A possible strategy which uses CAS & Comodo strengths, while avoiding a weakness
Make use of email forwarding to offer a server-based spam filtering service for webmail. People forward mail to Comodo filtering servers which filter the mail then direct the mail back to another email box with the same webmail provider. The filtered mail can then be read via a webmail service or an email client.

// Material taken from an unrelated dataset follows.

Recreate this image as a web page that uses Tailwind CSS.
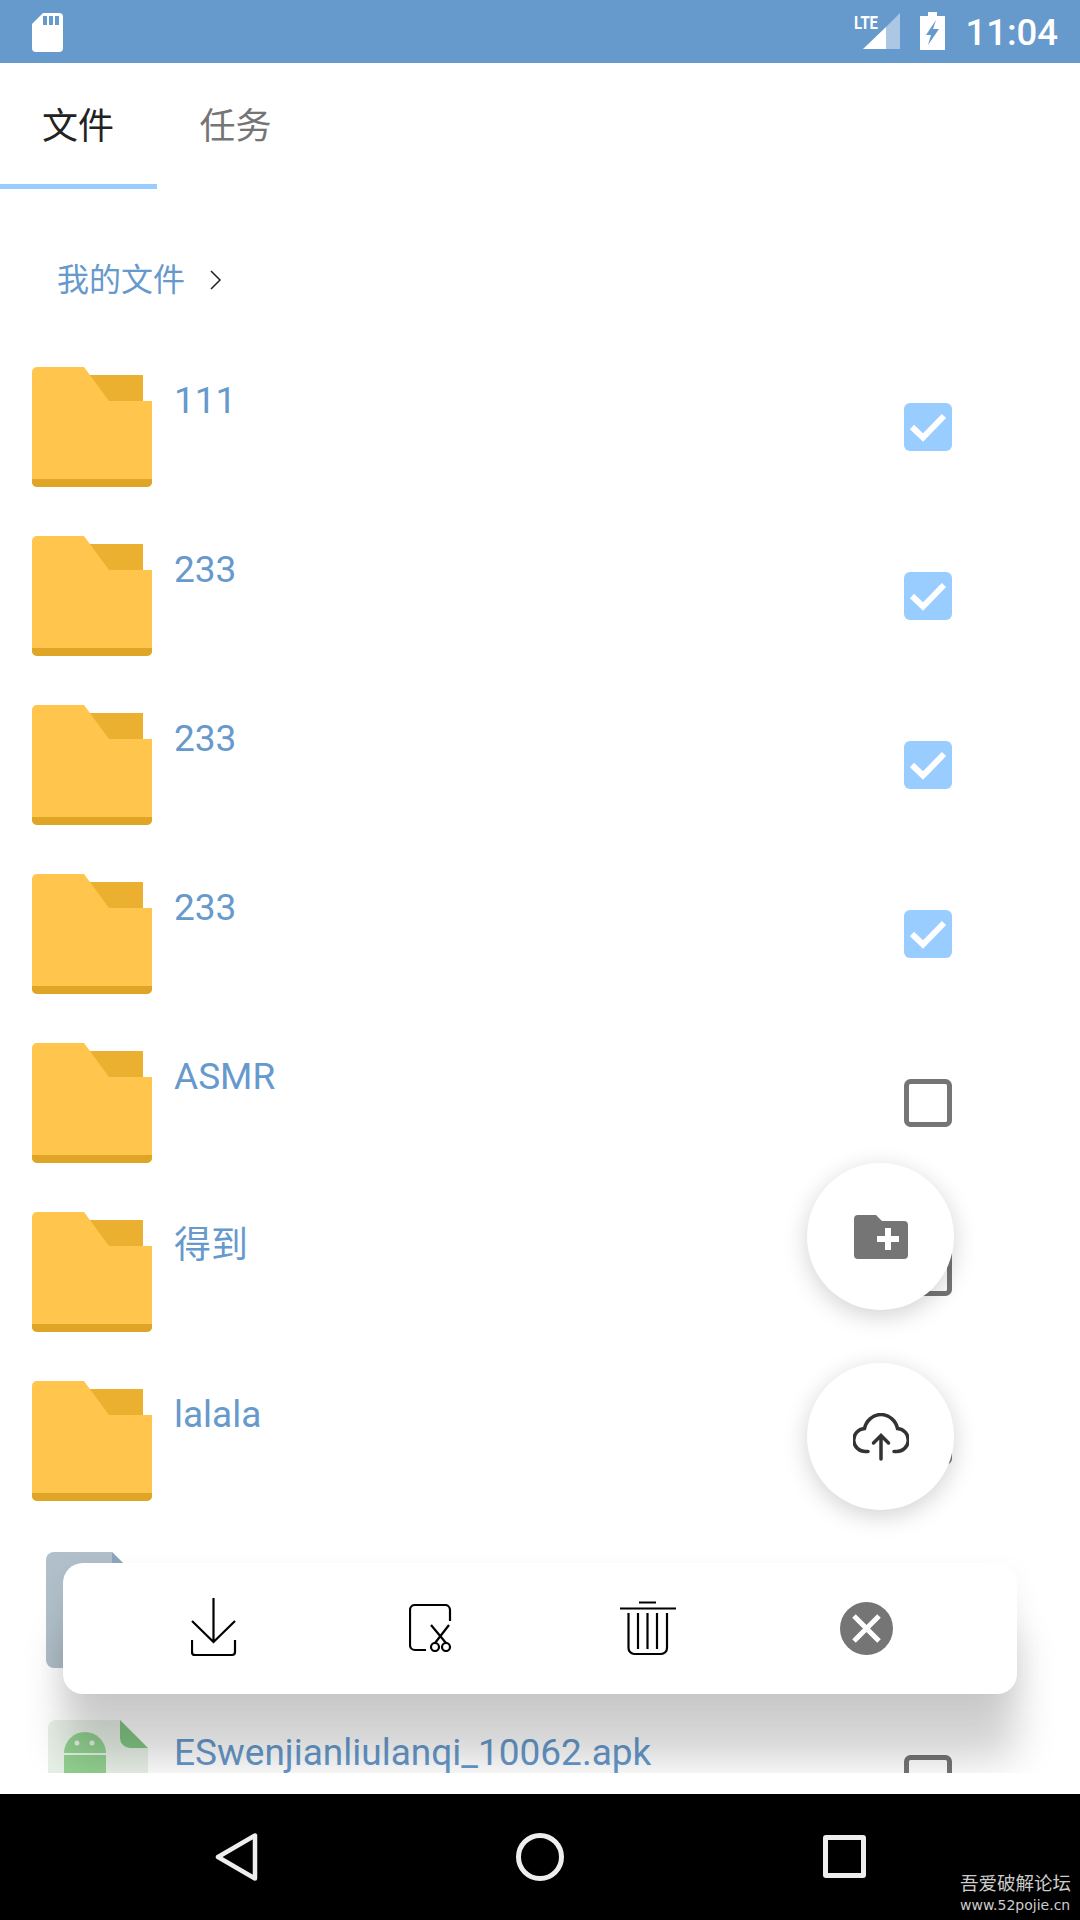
<!DOCTYPE html>
<html lang="en">
  <head>
    <meta charset="UTF-8" />
    <title>文件</title>
    <script src="https://cdn.jsdelivr.net/npm/@tailwindcss/browser@4"></script>
  </head>
  <body class="bg-white font-['Roboto','Noto_Sans_CJK_SC',sans-serif]">
    <!-- shared icons -->
    <svg class="hidden">
      <symbol id="folder" viewBox="0 0 120 120">
        <path d="M58 8H111V40H58Z" fill="#ebb02f" />
        <path d="M5 0H52L77 34H120V115a5 5 0 0 1-5 5H5a5 5 0 0 1-5-5V5a5 5 0 0 1 5-5Z" fill="#ffc54d" />
        <path d="M0 112H120V115a5 5 0 0 1-5 5H5a5 5 0 0 1-5-5Z" fill="#dea527" />
      </symbol>
      <symbol id="checked" viewBox="0 0 48 48">
        <rect width="48" height="48" rx="6" fill="#99ccff" />
        <path d="M8 24L19 34.500L40 13" fill="none" stroke="#fff" stroke-width="6" />
      </symbol>
      <symbol id="unchecked" viewBox="0 0 48 48">
        <rect x="2.500" y="2.500" width="43" height="43" rx="4" fill="#fff" stroke="#757575" stroke-width="5" />
      </symbol>
    </svg>

    <div class="relative w-[1080px] h-[1920px] flex flex-col overflow-hidden">
      <!-- status bar -->
      <div class="h-[63px] bg-[#6699cc] flex items-start relative shrink-0">
        <svg class="ml-[32px] mt-[13px]" width="31" height="39" viewBox="0 0 31 39">
          <path d="M11 0H27a4 4 0 0 1 4 4V35a4 4 0 0 1-4 4H4a4 4 0 0 1-4-4V11Z" fill="#fff" />
          <path d="M11 3h4v9h-4zM17 3h4v9h-4zM23 3h4v9h-4z" fill="#6699cc" />
        </svg>
        <svg class="ml-auto mt-[12px]" width="48" height="38" viewBox="0 0 48 38">
          <text x="1" y="17" font-family="Roboto" font-weight="700" font-size="19" fill="#fff" textLength="24" lengthAdjust="spacingAndGlyphs">LTE</text>
          <path d="M47 1V37H33V15Z" fill="#fff" fill-opacity=".45" />
          <path d="M10 37L33 15V37Z" fill="#fff" />
        </svg>
        <svg class="ml-[19px] mt-[12px]" width="25" height="38" viewBox="0 0 25 38">
          <path d="M8 0H17V4H25V38H0V4H8Z" fill="#fff" />
          <path d="M16 8L6 23H11L8 33L19 17H13Z" fill="#6699cc" />
        </svg>
        <span class="ml-[20px] mr-[22px] mt-[11px] text-white text-[36.500px] leading-[44px] font-medium">11:04</span>
      </div>

      <!-- tabs -->
      <div class="h-[126px] flex shrink-0">
        <div class="w-[157px] h-full border-b-[5px] border-[#99ccff] pt-[42px] pr-[1px] text-center text-[36px] leading-[44px] text-[#222222]">文件</div>
        <div class="w-[157px] h-full pt-[42px] text-center text-[36px] leading-[44px] text-[#757575]">任务</div>
      </div>

      <!-- breadcrumb -->
      <div class="h-[178px] pl-[57px] pt-[70px] flex items-start shrink-0">
        <span class="text-[32px] leading-[42px] text-[#6699cc]">我的文件</span>
        <svg class="ml-[24px] mt-[11px]" width="14" height="20" viewBox="0 0 14 20">
          <path d="M2 1L11 10L2 19" fill="none" stroke="#222" stroke-width="1.500" />
        </svg>
      </div>

      <!-- file list -->
      <div class="h-[1406px] overflow-hidden shrink-0">
        <div class="h-[169px] pl-[32px] pr-[128px] flex items-start">
          <svg class="w-[120px] h-[120px]"><use href="#folder" /></svg>
          <span class="ml-[22px] mt-[12px] text-[37px] leading-[44px] text-[#6699cc]">111</span>
          <svg class="ml-auto mt-[36px] w-[48px] h-[48px]"><use href="#checked" /></svg>
        </div>
        <div class="h-[169px] pl-[32px] pr-[128px] flex items-start">
          <svg class="w-[120px] h-[120px]"><use href="#folder" /></svg>
          <span class="ml-[22px] mt-[12px] text-[37px] leading-[44px] text-[#6699cc]">233</span>
          <svg class="ml-auto mt-[36px] w-[48px] h-[48px]"><use href="#checked" /></svg>
        </div>
        <div class="h-[169px] pl-[32px] pr-[128px] flex items-start">
          <svg class="w-[120px] h-[120px]"><use href="#folder" /></svg>
          <span class="ml-[22px] mt-[12px] text-[37px] leading-[44px] text-[#6699cc]">233</span>
          <svg class="ml-auto mt-[36px] w-[48px] h-[48px]"><use href="#checked" /></svg>
        </div>
        <div class="h-[169px] pl-[32px] pr-[128px] flex items-start">
          <svg class="w-[120px] h-[120px]"><use href="#folder" /></svg>
          <span class="ml-[22px] mt-[12px] text-[37px] leading-[44px] text-[#6699cc]">233</span>
          <svg class="ml-auto mt-[36px] w-[48px] h-[48px]"><use href="#checked" /></svg>
        </div>
        <div class="h-[169px] pl-[32px] pr-[128px] flex items-start">
          <svg class="w-[120px] h-[120px]"><use href="#folder" /></svg>
          <span class="ml-[22px] mt-[12px] text-[37px] leading-[44px] text-[#6699cc]">ASMR</span>
          <svg class="ml-auto mt-[36px] w-[48px] h-[48px]"><use href="#unchecked" /></svg>
        </div>
        <div class="h-[169px] pl-[32px] pr-[128px] flex items-start">
          <svg class="w-[120px] h-[120px]"><use href="#folder" /></svg>
          <span class="ml-[22px] mt-[12px] text-[37px] leading-[44px] text-[#6699cc]">得到</span>
          <svg class="ml-auto mt-[36px] w-[48px] h-[48px]"><use href="#unchecked" /></svg>
        </div>
        <div class="h-[169px] pl-[32px] pr-[128px] flex items-start">
          <svg class="w-[120px] h-[120px]"><use href="#folder" /></svg>
          <span class="ml-[22px] mt-[12px] text-[37px] leading-[44px] text-[#6699cc]">lalala</span>
          <svg class="ml-auto mt-[36px] w-[48px] h-[48px]"><use href="#unchecked" /></svg>
        </div>
        <div class="h-[169px] pl-[46px] pr-[128px] flex items-start">
          <svg class="mt-[2px]" width="106" height="116" viewBox="0 0 106 116">
            <path d="M8 0H66L100 34V108a8 8 0 0 1-8 8H8a8 8 0 0 1-8-8V8a8 8 0 0 1 8-8Z" fill="#b0bfc9" />
            <path d="M66 0L78 12H66Z" fill="#8ea6bd" />
          </svg>
          <svg class="ml-auto mt-[36px] w-[48px] h-[48px]"><use href="#unchecked" /></svg>
        </div>
        <div class="h-[169px] pl-[48px] pr-[128px] flex items-start">
          <svg class="mt-[1px] shrink-0" width="100" height="120" viewBox="0 0 100 120">
            <path d="M8 0H72L100 28V120H0V8a8 8 0 0 1 8-8Z" fill="#e8f1e8" />
            <path d="M72 0L100 28H82a10 10 0 0 1-10-10Z" fill="#82c785" />
            <path d="M16 33a21 21 0 0 1 42 0Z" fill="#92d18f" />
            <path d="M16 35H58V120H16Z" fill="#92d18f" />
            <circle cx="29" cy="23" r="2.500" fill="#e8f1e8" />
            <circle cx="44" cy="23" r="2.500" fill="#e8f1e8" />
          </svg>
          <span class="ml-[26px] mt-[12px] text-[37px] leading-[44px] text-[#6699cc]">ESwenjianliulanqi_10062.apk</span>
          <svg class="ml-auto mt-[36px] w-[48px] h-[48px]"><use href="#unchecked" /></svg>
        </div>
      </div>

      <!-- floating buttons -->
      <div class="absolute left-[807px] top-[1163px] w-[147px] h-[147px] rounded-full bg-white shadow-[0_6px_24px_rgba(0,0,0,0.18)] flex items-center justify-center">
        <svg width="54" height="44" viewBox="0 0 54 44">
          <path d="M4 0H22L28 6H50a4 4 0 0 1 4 4V40a4 4 0 0 1-4 4H4a4 4 0 0 1-4-4V4a4 4 0 0 1 4-4Z" fill="#757575" />
          <path d="M31 13h6v8h8v6h-8v8h-6v-8h-8v-6h8Z" fill="#fff" />
        </svg>
      </div>
      <div class="absolute left-[807px] top-[1363px] w-[147px] h-[147px] rounded-full bg-white shadow-[0_6px_24px_rgba(0,0,0,0.18)] flex items-center justify-center">
        <svg width="56" height="48" viewBox="0 0 56 48">
          <path d="M15 38.500H13a11.500 11.500 0 0 1-1.500-23C13 8 20 1.500 28 1.500s15 6.500 16.500 14a11.500 11.500 0 0 1-1.500 23H41" fill="none" stroke="#333" stroke-width="3.500" stroke-linecap="round" />
          <path d="M28 46V23M20.500 30L28 22.500L35.500 30" fill="none" stroke="#333" stroke-width="3.500" stroke-linecap="round" />
        </svg>
      </div>

      <div class="absolute left-[21px] top-[1540px] w-[1037px] h-[233px] overflow-hidden">
        <div class="absolute left-[42px] top-[23px] w-[954px] h-[131px] rounded-[20px] bg-white shadow-[0_10px_30px_rgba(0,0,0,0.06),0_65px_40px_rgba(0,0,0,0.18)]"></div>
      </div>
      <div class="absolute left-[63px] top-[1563px] w-[954px] h-[131px] flex items-start">
        <svg class="ml-[128px] mt-[35px]" width="46" height="59" viewBox="0 0 46 59">
          <path d="M22.500 0V44M1 23L22.500 44L44 23M1 42V54a3 3 0 0 0 3 3H41a3 3 0 0 0 3-3V42" fill="none" stroke="#000" stroke-width="2.200" />
        </svg>
        <svg class="ml-[172px] mt-[41px]" width="44" height="48" viewBox="0 0 44 48">
          <path d="M41 17V6a5 5 0 0 0-5-5H6a5 5 0 0 0-5 5V41a5 5 0 0 0 5 5H17" fill="none" stroke="#000" stroke-width="2.200" />
          <path d="M22 21L37 39M40 21L26 39" fill="none" stroke="#000" stroke-width="2.200" />
          <circle cx="26" cy="43" r="4" fill="none" stroke="#000" stroke-width="2.200" />
          <circle cx="37" cy="43" r="4" fill="none" stroke="#000" stroke-width="2.200" />
        </svg>
        <svg class="ml-[167px] mt-[38px]" width="56" height="55" viewBox="0 0 56 55">
          <path d="M19 1.500H36M0 7.500H56M8.500 12V47a6 6 0 0 0 6 6H41a6 6 0 0 0 6-6V12M18 12V48M27.500 12V48M37 12V48" fill="none" stroke="#000" stroke-width="2.200" />
        </svg>
        <svg class="ml-[164px] mt-[39px]" width="53" height="53" viewBox="0 0 53 53">
          <circle cx="26.500" cy="26.500" r="26.500" fill="#757575" />
          <path d="M14 14L39 39M39 14L14 39" stroke="#fff" stroke-width="5" />
        </svg>
      </div>

      <!-- nav bar -->
      <div class="absolute left-0 top-[1794px] w-full h-[126px] bg-black">
        <svg class="absolute left-[214px] top-[36px]" width="46" height="54" viewBox="0 0 46 54">
          <path d="M4 27L41 5.500V48.500Z" fill="none" stroke="#eeeeee" stroke-width="4.500" stroke-linejoin="round" />
        </svg>
        <div class="absolute left-[516px] top-[39px] w-[48px] h-[48px] rounded-full border-[5px] border-[#eeeeee]"></div>
        <div class="absolute left-[823px] top-[41px] w-[43px] h-[43px] rounded-[3px] border-[5px] border-[#eeeeee]"></div>
        <div class="absolute left-[960px] top-[78px] w-[112px] text-[#cccccc] font-['DejaVu_Sans','Noto_Sans_CJK_SC',sans-serif]">
          <div class="text-[18.500px] leading-[24px] whitespace-nowrap">吾爱破解论坛</div>
          <div class="text-[14px] leading-[18px] whitespace-nowrap">www.52pojie.cn</div>
        </div>
      </div>
    </div>
  </body>
</html>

The filtering works using hybrid default deny/allow and client/server techniques:
The server pre-filters arriving mail, checking against server-based blacklists specifically designed not to give false rejections – maybe some Comodo server-based whitelists are involved here as well. Melih’s URL checking filtering and reliable blacklist suggestions are employed - see here under ‘Alternative Email Filtering Policies’ . Maybe CIS’s AV lists are used to filter as well.
The pre-filtered mail is then checked against personal (client or server-based) whitelists, and optionally against Comodo server-based whitelists. Where there is a match the mail is passed through, where there is not then, according to user choice, either:

  • CAS challenge response message is sent from client software, this generates less challenge mails because the mail is pre-filtered
  • the user is alerted by client software, and asked to manually check the mail. This is more feasible because the mail is pre-filtered.

This strategy, like CAS yields 100% spam filtering and keeps spam mail out of email clients and the webmail server mail boxes which are consulted from day to day. The strategy could easily be adapted to support those who want only black-list based filtering by strengthening the initial filter and eliminating the whitelist stage.